A cosa serve un aeroporto
L'hub dovrebbe essere operativo nel 2021, far decollare una cinquantina di aerei (con 200 voli al giorno) e dare lavoro a circa 2000 persone. Il progetto dell'aeroporto è nato formalmente nel 2017, quando Amazon ha firmato un contratto che per 50 anni assicura la gestione di 3 milioni di metri quadrati (300 ettari) di proprietà dell'aeroporto internazionale di Cincinnati.
Il gruppo ha già una propria compagnia aerea cargo (Amazon Air), che adesso accelera nella direzione già intrapresa: affrancarsi da più intermediari possibile e avere una distribuzione fatta in casa. Avere una flotta non basta: adesso serve ampliarla e farla viaggiare su proprie infrastrutture. Prime Air fa infatti saltare un anello nella catena, riducendo il coinvolgimento dei grandi corrieri come UPS e FedEx.
La strategia: dal primo all'ultimo miglio
È in questa logica che vanno osservate iniziative in apparenza lontane da un aeroporto. Consegne con i droni e con i robot via terra (iniziate con Scout a gennaio), ma anche nuovi centri di distribuzione e accordi con negozi fisici (in Italia appena siglati quelli con Sisalpay, Fermopoint e le librerie Giunti) sono tutte soluzioni per coprire il percorso dei pacchi dal primo all'ultimo miglio e arrivare ovunque, abbattere i costi di consegna e ampliare i margini dell'e-commerce.
Lo sono anche i negozi fisici su cui Bezos sta puntando, dai supermercati senza casse Go a WholeFoods: potranno anche essere propri punti di partenza e ritiro delle spedizioni. “L'aeroporto – ha affermato Bezos - ci consentirà di consegnare spedizioni ai clienti più rapidamente”. Il ceo ha ribadito quanto promesso ad aprile durante la pubblicazione della trimestrale: i pacchi di Prime (il servizio su abbonamento del gruppo) arriveranno entro 24 ore (cioè la metà dei tempi attuali). E l'hub, ha detto Bezos, “è una parte importante” di questo obiettivo.
Il ritorno all'origine
Il perché Amazon stia puntando così tanto sulla rete logistica è nei numeri. Il gruppo ha chiuso il primo trimestre 2019 con un fatturato di 59,7 miliardi, il 17% in più rispetto allo stesso periodo del 2018. Il ritmo è in calo, soprattutto perché tutto quello che non è cloud (prodotti ma soprattutto e-commerce) è cresciuto “solo” del 14%, contro il 41% di Aws. I servizi in cloud sono il 13% del fatturato, ma la metà dei profitti operativi.

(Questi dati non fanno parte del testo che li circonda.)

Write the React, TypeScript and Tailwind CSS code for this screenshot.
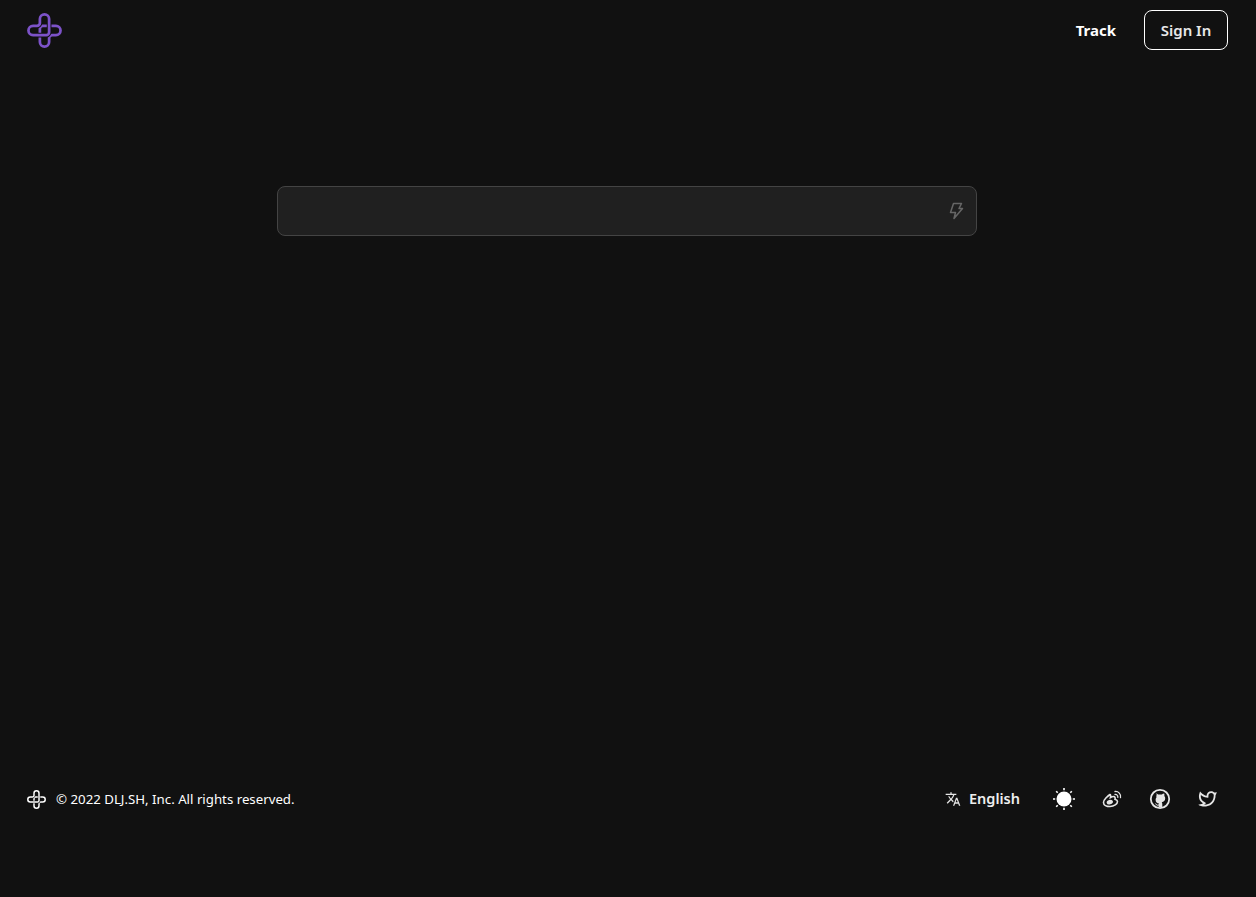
import { MdTranslate } from "react-icons/md";
import { RiTwitterLine } from "react-icons/ri";

const fontClass = "font-['Noto_Sans','Open_Sans',sans-serif]";

function Logo({ className }: { className: string }) {
  const front = "M13.25 6.25a4.75 4.75 0 0 1 9.5 0V19.75a3 3 0 0 1-3 3H6.25a4.75 4.75 0 0 1 0-9.5h4a3 3 0 0 0 3-3z";
  return (
    <svg className={className} viewBox="0 0 36 36" fill="none" stroke="currentColor" strokeWidth="2.8">
      <path d="M22.75 29.75a4.75 4.75 0 0 1-9.5 0V16.25a3 3 0 0 1 3-3H29.75a4.75 4.75 0 0 1 0 9.5h-4a3 3 0 0 0-3 3z" />
      {/* wider dark stroke cuts the gap where the loops cross */}
      <path d={front} stroke="#111111" strokeWidth="4.8" />
      <path d={front} />
    </svg>
  );
}

function Bolt() {
  return (
    <svg className="h-[18px] w-[18px] text-[#666666]" viewBox="0 0 18 18" fill="none" stroke="currentColor" strokeWidth="1.5" strokeLinejoin="round">
      <path d="M6.5 1.5h8l-2.5 5h3.5L7 16.5l1.5-6H3.5z" />
    </svg>
  );
}

function Sun() {
  return (
    <svg className="h-[22px] w-[22px] text-white" viewBox="0 0 22 22" fill="currentColor" stroke="currentColor" strokeWidth="1.6">
      <circle cx="11" cy="11" r="7.5" stroke="none" />
      <path d="M11 0v2.2M11 19.8V22M0 11h2.2M19.8 11H22M3.2 3.2l1.5 1.5M17.3 17.3l1.5 1.5M3.2 18.8l1.5-1.5M17.3 4.7l1.5-1.5" />
    </svg>
  );
}

function Weibo() {
  return (
    <svg className="h-5 w-5 text-[#e5e5e5]" viewBox="0 0 20 20" fill="none" stroke="currentColor" strokeWidth="1.6" strokeLinecap="round">
      <path d="M8.5 5.5C5.5 7 1.5 10.5 1.5 13.5c0 2.5 3 4 6.5 4 4 0 7.5-2.5 7.5-5 0-1.5-1.5-2-2.5-2.3.5-1.5 0-2.7-1.5-2.7-1 0-2.2.5-3 1 .5-2-.2-3.2-.5-3z" />
      <ellipse cx="7.8" cy="13.2" rx="3.2" ry="2.2" fill="currentColor" stroke="none" transform="rotate(-15 7.8 13.2)" />
      <path d="M13 2.5a5 5 0 0 1 5.5 6M13 5.5a2.4 2.4 0 0 1 2.8 2.8" strokeWidth="1.3" />
    </svg>
  );
}

function Github() {
  return (
    <svg className="h-[22px] w-[22px] text-[#e5e5e5]" viewBox="0 0 22 22" fill="currentColor">
      <circle cx="11" cy="11" r="9.2" fill="none" stroke="currentColor" strokeWidth="1.8" />
      <path d="M6.8 5.6c.9 0 1.7.5 2.3 1 1.2-.3 2.6-.3 3.8 0 .6-.5 1.4-1 2.3-1 .3.8.3 1.6.1 2.3.6.7.9 1.5.9 2.4 0 2.6-1.5 3.6-3.5 3.9.4.4.6 1 .6 1.7v3.3H9.6v-1.6c-1.6.3-2.5-.4-3-1.4-.2-.4-.5-.7-.9-.9.7-.1 1.3.2 1.7.8.4.6 1 .8 2.2.5.1-.4.2-.7.5-1-2-.3-3.5-1.3-3.5-3.9 0-.9.3-1.7.9-2.4-.2-.7-.2-1.5.3-2.7z" />
    </svg>
  );
}

export default function App() {
  return (
    <div className={`flex min-h-screen flex-col bg-[#111111] text-white ${fontClass}`}>
      <header className="flex h-[60px] items-center justify-between pl-[27px] pr-[28px]">
        <Logo className="h-[35px] w-[35px] text-[#7c52c8]" />
        <nav className="flex items-center gap-7">
          <a className="text-[15px] font-bold">Track</a>
          <button className="h-10 w-[84px] rounded-lg border border-white text-[15px] font-semibold text-[#e8e8e8]" type="button">
            Sign In
          </button>
        </nav>
      </header>

      <main className="flex flex-1 justify-center pt-[126px]">
        <div className="mr-[2px] flex h-[50px] w-[700px] items-center justify-end rounded-lg border border-[#444444] bg-[#202020] pr-[11px]">
          <Bolt />
        </div>
      </main>

      <footer className="mb-[74px] flex h-12 items-center justify-between pl-[27px] pr-6">
        <div className="flex items-center gap-[10px] text-[13.25px]">
          <Logo className="h-[19px] w-[19px] text-white" />
          <span className="translate-y-px">© 2022 DLJ.SH, Inc. All rights reserved.</span>
        </div>
        <div className="flex items-center">
          <div className="mr-5 flex items-center gap-2">
            <MdTranslate className="h-4 w-4 text-[#e5e5e5]" />
            <span className="text-[14.5px] font-semibold text-[#eeeeee]">English</span>
          </div>
          <div className="flex h-12 w-12 items-center justify-center"><Sun /></div>
          <div className="flex h-12 w-12 items-center justify-center"><Weibo /></div>
          <div className="flex h-12 w-12 items-center justify-center"><Github /></div>
          <div className="flex h-12 w-12 items-center justify-center"><RiTwitterLine className="h-[22px] w-[22px] text-[#e5e5e5]" /></div>
        </div>
      </footer>
    </div>
  );
}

Sono quindi più redditizi. L'altra metà arriva solo dagli affari negli Stati Uniti. Tradotto: tra prodotti e e-commerce, fuori dagli Usa Amazon ancora non guadagna e cresce meno (+9%). Il gruppo non sta certo annaspando (ed è quindi al lungo termine che guarda), ma Bezos deve consolidarsi proprio nel settore che lo ha fatto ricco: le vendite online.